BOFIT Viikkokatsaus / BOFIT Weekly 2019/16
Flows of direct investment to and from Russia’s non-bank corporate sector have been smaller over the past five years than earlier. This concerns inbound FDI to Russia especially, even though they rose temporarily due to two individual relatively massive investment operations in the period (the ownership restructuring of the TNK-BP joint venture between the Russian state oil giant Rosneft and BP in 2013, and the sale of a large stake in Rosneft to foreign investors in 2016). FDI flows into Russia’s corporate sector over the past decade have almost continuously been smaller than FDI outflows from the Russian corporate sector.
As in previous years, most 2018 FDI inflows to Russia’s corporate sector were reinvested profits. Intragroup credit between parent and subsidiary companies became a popular practice a decade ago to bring capital into Russia but that has shifted in recent years to a slight drain of capital out of the country. Owning more equity in Russia has not been quite appealing: net inflows of inward share capital (excluding Rosneft arrangements) have been small over the past ten years. Last year even saw the situation where that net flow was an exceptionally large negative. This could also be seen in the fact that, for the past couple of years, foreign companies launched fewer new firms in Russia than earlier and the number of closures of established foreign firms in Russia rose.
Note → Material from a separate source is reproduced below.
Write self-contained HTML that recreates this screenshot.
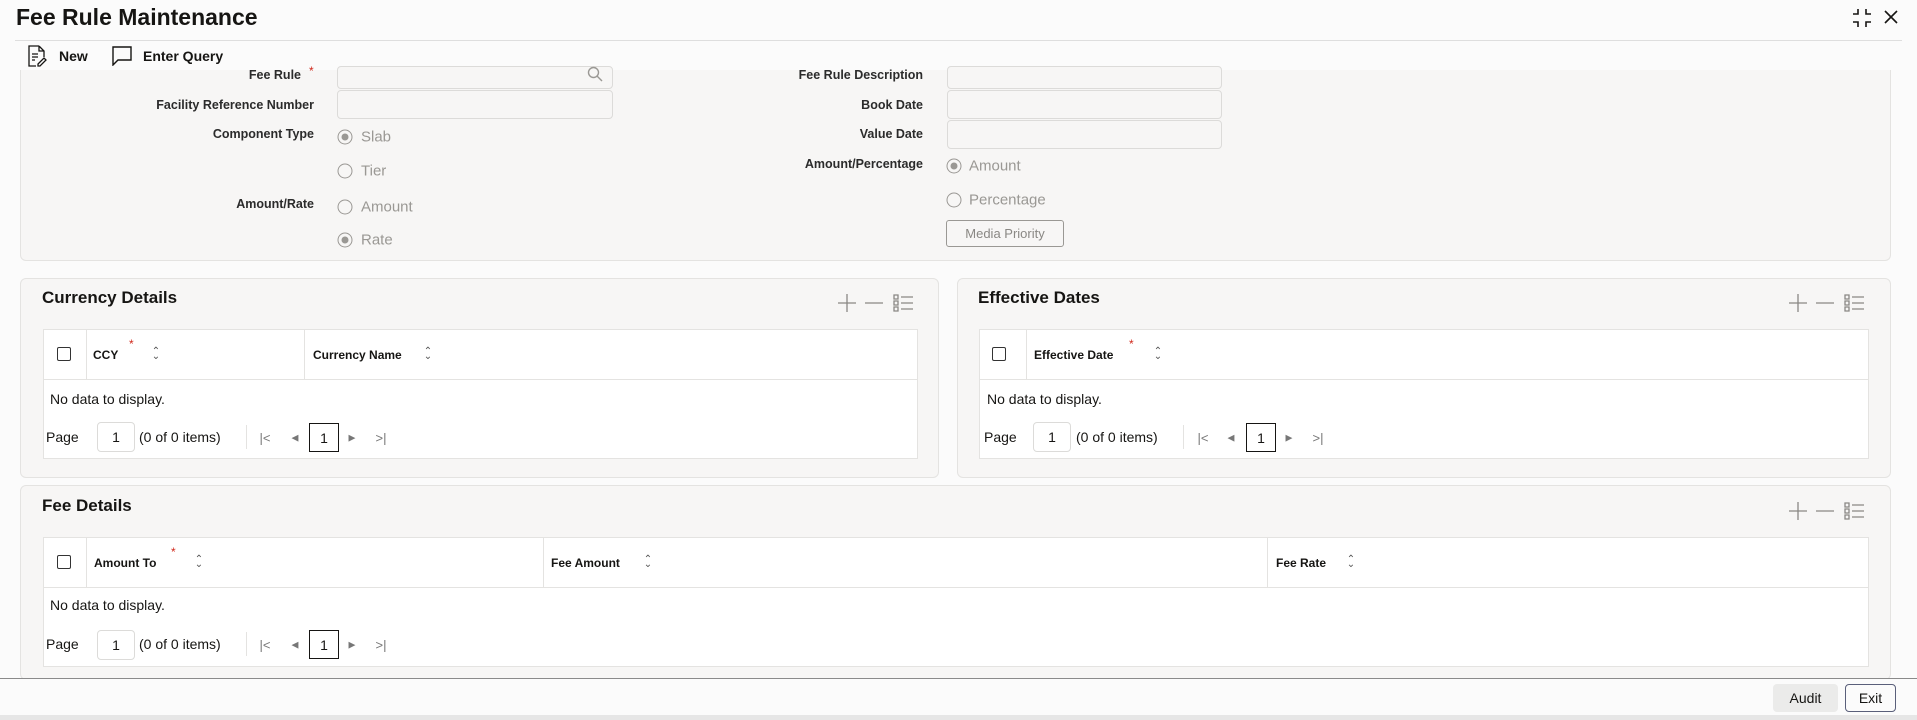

The types of finance in Russia’s corporate sector FDI outflows, in contrast, remained quite diverse. Reinvestment of profits has stayed popular, while investment in share capital and lending by Russian parent companies to their foreign subsidiaries also retained their roles.
The direction of the small FDI flows involving the banking sector have almost constantly been into Russia rather than out. FDI inflows to the Russian banking sector for many years have almost entirely consisted of reinvested profits. Most FDI outflows from the Russian banking sector have been made in the form of share capital.